Dakota state-court order is “void,” as well as other related relief. (See id. ¶¶ 29–57.)
Defendants move to dismiss this action under the Princess Lida doctrine, arguing
that the South Dakota court maintains continuing and exclusive jurisdiction over
quasi in rem actions involving the Trust. 1 (Doc. 59, p. 7 (citing Princess Lida of Thurn &
Taxis v. Thompson, 305 U.S. 456, 465–67 (1939)).) Plaintiffs oppose. (Doc. 60.) The
matter is ripe for adjudication.
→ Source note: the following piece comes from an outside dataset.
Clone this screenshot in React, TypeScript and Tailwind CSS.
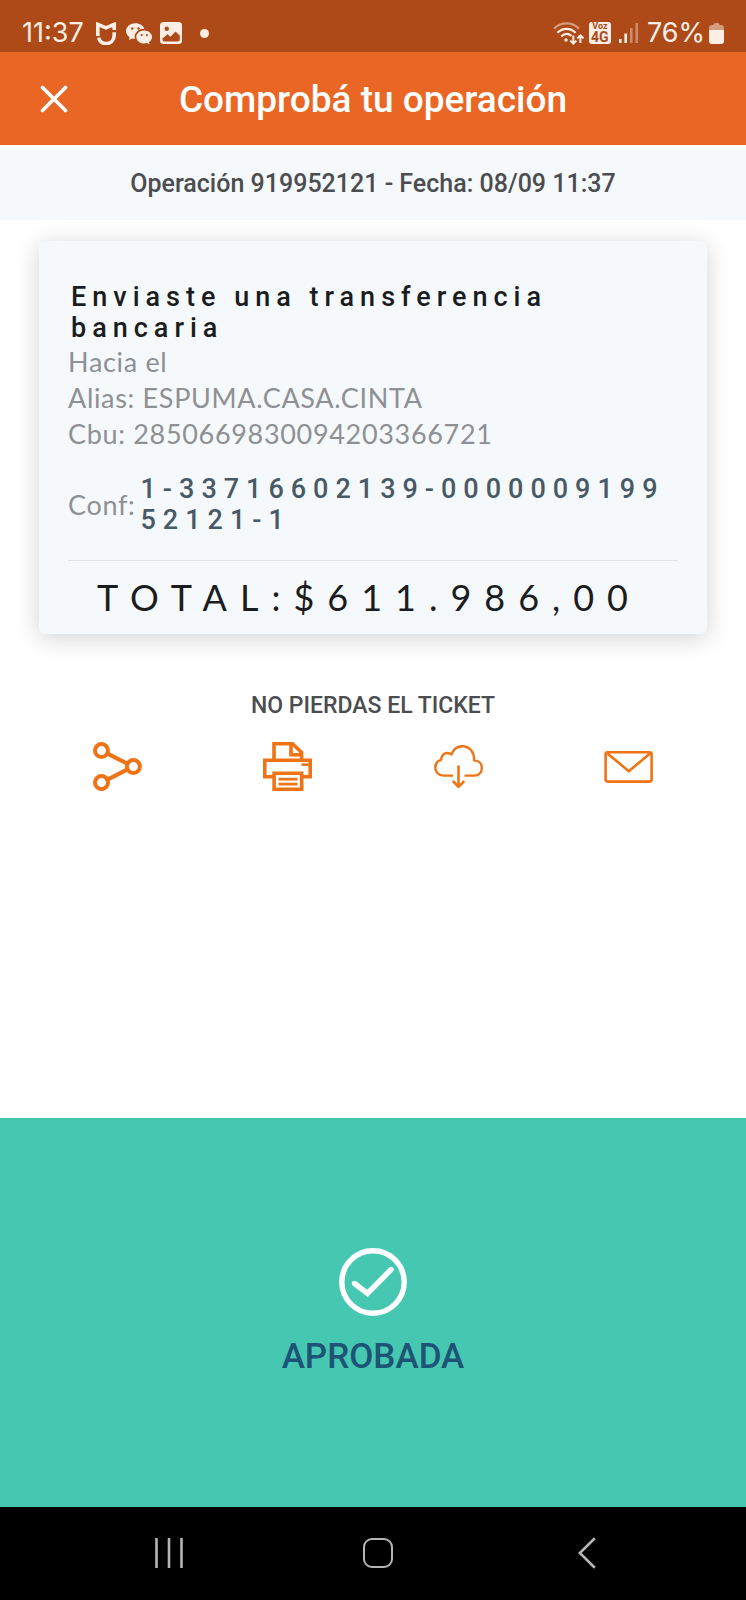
import React from 'react';
import { BsWechat } from 'react-icons/bs';

const ShareIcon = () => (
  <svg viewBox="0 0 49 49" className="w-[49px] h-[49px]" fill="none" stroke="currentColor" strokeWidth="4" aria-hidden="true">
    <circle cx="8.5" cy="8.6" r="6.5" />
    <circle cx="40.4" cy="24.6" r="6.5" />
    <circle cx="8.5" cy="40.6" r="6.5" />
    <path d="M14.5 11.6 34.5 21.8M14.5 37.6 34.5 27.4" />
  </svg>
);

const PrintIcon = () => (
  <svg viewBox="0 0 49 49" className="w-[49px] h-[49px]" fill="none" stroke="currentColor" strokeWidth="3.6" aria-hidden="true">
    <path d="M11 18V1.8H29.5L38.6 10.5V18" />
    <path d="M28 2V12.8H39" />
    <path d="M10 34.8H1.8V18.2H47.2V34.8H39" />
    <path d="M11.1 31.2H38.7V47.2H11.1Z" />
    <path d="M15.5 37.1H34.5M15.5 42.1H34.5" strokeWidth="2.6" />
    <path d="M38.5 22.6H45.5" strokeWidth="2.6" />
  </svg>
);

const DownloadIcon = () => (
  <svg viewBox="0 0 49 49" className="w-[49px] h-[49px]" fill="none" stroke="currentColor" strokeWidth="2.4" strokeLinejoin="round" aria-hidden="true">
    <path d="M19 33.6H9.5C4.5 33.6 1.3 30 1.3 25.8C1.3 21.5 3.8 18.6 7.2 17.8C7.4 11.6 12.8 9.2 17.6 12.4C19.4 7.2 23.5 4.2 28.4 4.2C35.6 4.2 40.6 10.4 40 18.4C44.8 18.4 47.8 21.6 47.8 26C47.8 30.4 44.9 33.6 40 33.6H30.5" />
    <path d="M24.5 23.5V44.5M18.8 39 24.5 44.8 30.3 39" strokeWidth="2.6" />
  </svg>
);

const MailIcon = () => (
  <svg viewBox="0 0 49 49" className="w-[49px] h-[49px]" fill="none" stroke="currentColor" strokeWidth="2.6" strokeLinejoin="round" aria-hidden="true">
    <rect x="1.6" y="10.2" width="46" height="29.4" rx="2" />
    <path d="M3.4 11.4 24.8 29.2 46 11.4" />
  </svg>
);

const actions = [
  { label: 'Compartir', icon: <ShareIcon /> },
  { label: 'Imprimir', icon: <PrintIcon /> },
  { label: 'Descargar', icon: <DownloadIcon /> },
  { label: 'Enviar por correo', icon: <MailIcon /> },
];

const StatusBar = () => (
  <div className="flex h-[52px] items-end justify-between bg-[#ad4a18] px-[22px] pb-1 font-[Inter,sans-serif] text-[#fdeee6]">
    <div className="flex h-[30px] items-center">
      <span className="text-[27px] leading-[30px]">11:37</span>
      <svg viewBox="0 0 20 23" className="ml-3 h-[23px] w-5" fill="none" stroke="currentColor" strokeWidth="3.6" aria-hidden="true">
        <path d="M1.8 14V2.4L10 5.8 18.2 2.4V8" />
        <path d="M18.2 10.2V13C18.2 24 3.4 24 2.8 15.6" />
      </svg>
      <BsWechat className="ml-[10px] h-[26px] w-[26px]" aria-hidden="true" />
      <svg viewBox="0 0 22 22" className="ml-2 h-[22px] w-[22px]" aria-hidden="true">
        <rect width="22" height="22" rx="3.5" fill="currentColor" />
        <circle cx="6.8" cy="6.8" r="2.2" fill="#ad4a18" />
        <path d="M2.5 16.5 7.5 12.3 10.5 14.8 15.5 9.5 19.8 13.8V17.5Q19.8 19.5 17.8 19.5H4.5Q2.5 19.5 2.5 17.5Z" fill="#ad4a18" />
      </svg>
      <span className="ml-[18px] h-[9px] w-[9px] rounded-full bg-current" />
    </div>
    <div className="flex h-[30px] items-center">
      <svg viewBox="0 0 31 23" className="h-[23px] w-[31px]" fill="none" stroke="currentColor" strokeWidth="2.2" aria-hidden="true">
        <path d="M1 6.8C7.5-.4 19.5-.4 26 6.8" opacity=".5" />
        <path d="M4.4 10.8C9.5 5.6 17.5 5.6 22.6 10.8" />
        <path d="M8.2 14.4C11.5 11.4 15.5 11.4 18.4 13.8" />
        <circle cx="13" cy="18" r="1.7" fill="currentColor" stroke="none" />
        <path d="M20.3 13.5V21.5M17.2 18.6 20.3 21.6 23.4 18.6M27.4 21V13.5M24.3 16.4 27.4 13.4 30.5 16.4" strokeWidth="2" />
      </svg>
      <span className="ml-[5px] h-[22px] w-[22px] rounded-[3px] bg-current">
        <span className="flex flex-col items-center font-[Roboto,sans-serif] font-bold text-[#ad4a18]">
          <span className="text-[9px] leading-[9px]">Voz</span>
          <span className="text-[14px] leading-[13px]">4G</span>
        </span>
      </span>
      <svg viewBox="0 0 20 20" className="ml-2 h-5 w-5" fill="currentColor" aria-hidden="true">
        <rect x="0" y="16" width="2.6" height="4" />
        <rect x="5.4" y="10.5" width="2.6" height="9.5" />
        <rect x="11" y="5" width="2.6" height="15" opacity=".4" />
        <rect x="16.4" y="0" width="2.6" height="20" opacity=".4" />
      </svg>
      <span className="ml-2 text-[27px] leading-[30px]">76%</span>
      <svg viewBox="0 0 15 21" className="ml-1 h-[21px] w-[15px]" fill="currentColor" aria-hidden="true">
        <path d="M0 7V5Q0 2 3 2H4.5Q4.5 0 6 0H9Q10.5 0 10.5 2H12Q15 2 15 5V7Z" opacity=".5" />
        <path d="M0 7H15V18Q15 21 12 21H3Q0 21 0 18Z" />
      </svg>
    </div>
  </div>
);

const App = () => {
  return (
    <div className="flex min-h-screen flex-col bg-white font-[Roboto,sans-serif]">
      <StatusBar />

      <header className="relative flex h-[93px] items-center justify-center bg-[#e96625] text-white">
        <button type="button" aria-label="Cerrar" className="absolute left-[38px] flex h-8 w-8 items-center justify-center">
          <svg viewBox="0 0 28 28" className="h-7 w-7" fill="none" stroke="currentColor" strokeWidth="3.6" strokeLinecap="round" aria-hidden="true">
            <path d="M2.5 2.5 25.5 25.5M25.5 2.5 2.5 25.5" />
          </svg>
        </button>
        <h1 className="pt-0.5 text-[37px] font-medium leading-[44px]">Comprobá tu operación</h1>
      </header>

      <main className="flex flex-1 flex-col">
        <p className="mt-[5px] bg-[#f5f9fc] pb-[19px] pt-[17px] text-center text-[25px] font-medium leading-[34px] text-[#4b4d50]">
          Operación 919952121 - Fecha: 08/09 11:37
        </p>

        <section className="mx-[39px] mt-[21px] rounded-md bg-[#f5f9fc] px-[29px] pb-4 pt-[41px] shadow-[0_4px_24px_rgba(0,0,0,0.18)]">
          <h2 className="ml-[3px] text-[27px] font-medium leading-[31px] tracking-[6px] text-[#1b1c20]">
            Enviaste una transferencia bancaria
          </h2>
          <div className="font-[Lato,sans-serif] text-[27px] leading-[36px] tracking-wide text-[#8e9094]">
            <p>Hacia el</p>
            <p>Alias: ESPUMA.CASA.CINTA</p>
            <p>Cbu: 2850669830094203366721</p>
          </div>
          <div className="mt-[22px] flex items-center gap-[5px]">
            <span className="font-[Lato,sans-serif] text-[27px] leading-[36px] tracking-wide text-[#8e9094]">Conf:</span>
            <span className="min-w-0 break-all text-[27px] font-medium leading-[31px] tracking-[7px] text-[#485a66]">
              1-33716602139-000000919952121-1
            </span>
          </div>
          <p className="mt-6 border-t border-[#e0e3e6] pr-2 pt-[15px] text-center font-[Lato,sans-serif] text-[36px] leading-[42px] tracking-[13px] text-[#1b1c20]">
            TOTAL:$611.986,00
          </p>
        </section>

        <h3 className="mt-[58px] text-center text-[23px] font-medium leading-[28px] text-[#4b4d50]">NO PIERDAS EL TICKET</h3>
        <div className="mx-8 mt-[22px] grid grid-cols-4 text-[#f07316]">
          {actions.map((action) => (
            <button key={action.label} type="button" aria-label={action.label} className="flex justify-center">
              {action.icon}
            </button>
          ))}
        </div>
      </main>

      <section className="flex h-[389px] flex-col items-center bg-[#46c7b2] pt-[130px]">
        <svg viewBox="0 0 68 68" className="h-[68px] w-[68px]" fill="none" stroke="white" strokeWidth="5.4" aria-hidden="true">
          <circle cx="34" cy="34" r="31.2" />
          <path d="M15.5 35.5 28.5 45.5 52 21.5" strokeLinecap="round" />
        </svg>
        <p className="mt-[21px] text-[35px] font-medium leading-[40px] text-[#1d5475]">APROBADA</p>
      </section>

      <nav className="grid h-[93px] grid-cols-3 bg-black pb-0.5 pl-16 pr-[55px] text-[#b5b5b5]">
        <button type="button" aria-label="Recientes" className="flex items-center justify-center">
          <svg viewBox="0 0 28 30" className="h-[30px] w-7" fill="none" stroke="currentColor" strokeWidth="2.6" aria-hidden="true">
            <path d="M1.5 0V30M14 0V30M26.5 0V30" />
          </svg>
        </button>
        <button type="button" aria-label="Inicio" className="flex items-center justify-center">
          <span className="h-[30px] w-[30px] rounded-[9px] border-2 border-current" />
        </button>
        <button type="button" aria-label="Atrás" className="flex items-center justify-center">
          <svg viewBox="0 0 18 32" className="h-8 w-[18px]" fill="none" stroke="currentColor" strokeWidth="2.6" aria-hidden="true">
            <path d="M16.8 1.2 1.8 16 16.8 30.8" />
          </svg>
        </button>
      </nav>
    </div>
  );
};

export default App;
Upon consideration, the Court finds that the motion is due
to be granted in part and denied in part.
BACKGROUND
In 1996, frozen-food magnate Jeno F. Paulucci executed an irrevocable
agreement (“Agreement”) which created separate trusts for each of his children.
(See Doc. 2-2, pp. 2, 7–8, 22.) Under the terms of the Agreement, all of the children are
contingent remainder beneficiaries of each other’s trusts, taking per stirpes if the primary
beneficiary dies without “issue.” (Id. at 8.) Defendant Gina Paulucci’s Trust is a product
1
Defendants raised several other grounds for dismissal. (See Doc. 59, pp. 16–35.)
However, as Princess Lida is dispositive, the Court declines to address Defendants’
remaining arguments.
2
of the Agreement, so Plaintiffs—her siblings—are contingent remainder beneficiaries.
(Doc. 2, ¶¶ 1, 7–9.)
Pursuant to the Agreement’s floating choice-of-law provision, the Trust is governed
“under the laws of the state that is then the trust situs.” (See Doc. 2-2, p. 19.) The provision
further states:
If there is a change in trust situs, the laws of the state of any new trust situs
shall apply as of the date of the change of situs, and all constructions,
interpretations, limitations and restrictions imposed by the laws of any
previous situs shall be of no further effect.
(Id.) The Agreement grants trustees the discretionary authority to change the situs of the
Trust to any jurisdiction that they deem “advisable.” (Id. at 17.) According to Plaintiffs,
Florida was the Trust’s original situs, and thus Florida law originally governed.
(See Doc. 2, ¶¶ 11–13, 20, 29, 31.)
The impetus for this action began in 2010, when trustee Defendants Ihrig and
Rubin took three important actions: (1) they appointed Defendant U.S. Bank as a third
co-trustee; (2) they transferred the assets of the Trust to U.S. Bank in South Dakota; and
(3) they designated South Dakota as the Trust’s situs. (See id. ¶¶ 3, 20; Docs. 2-3, 59-1.)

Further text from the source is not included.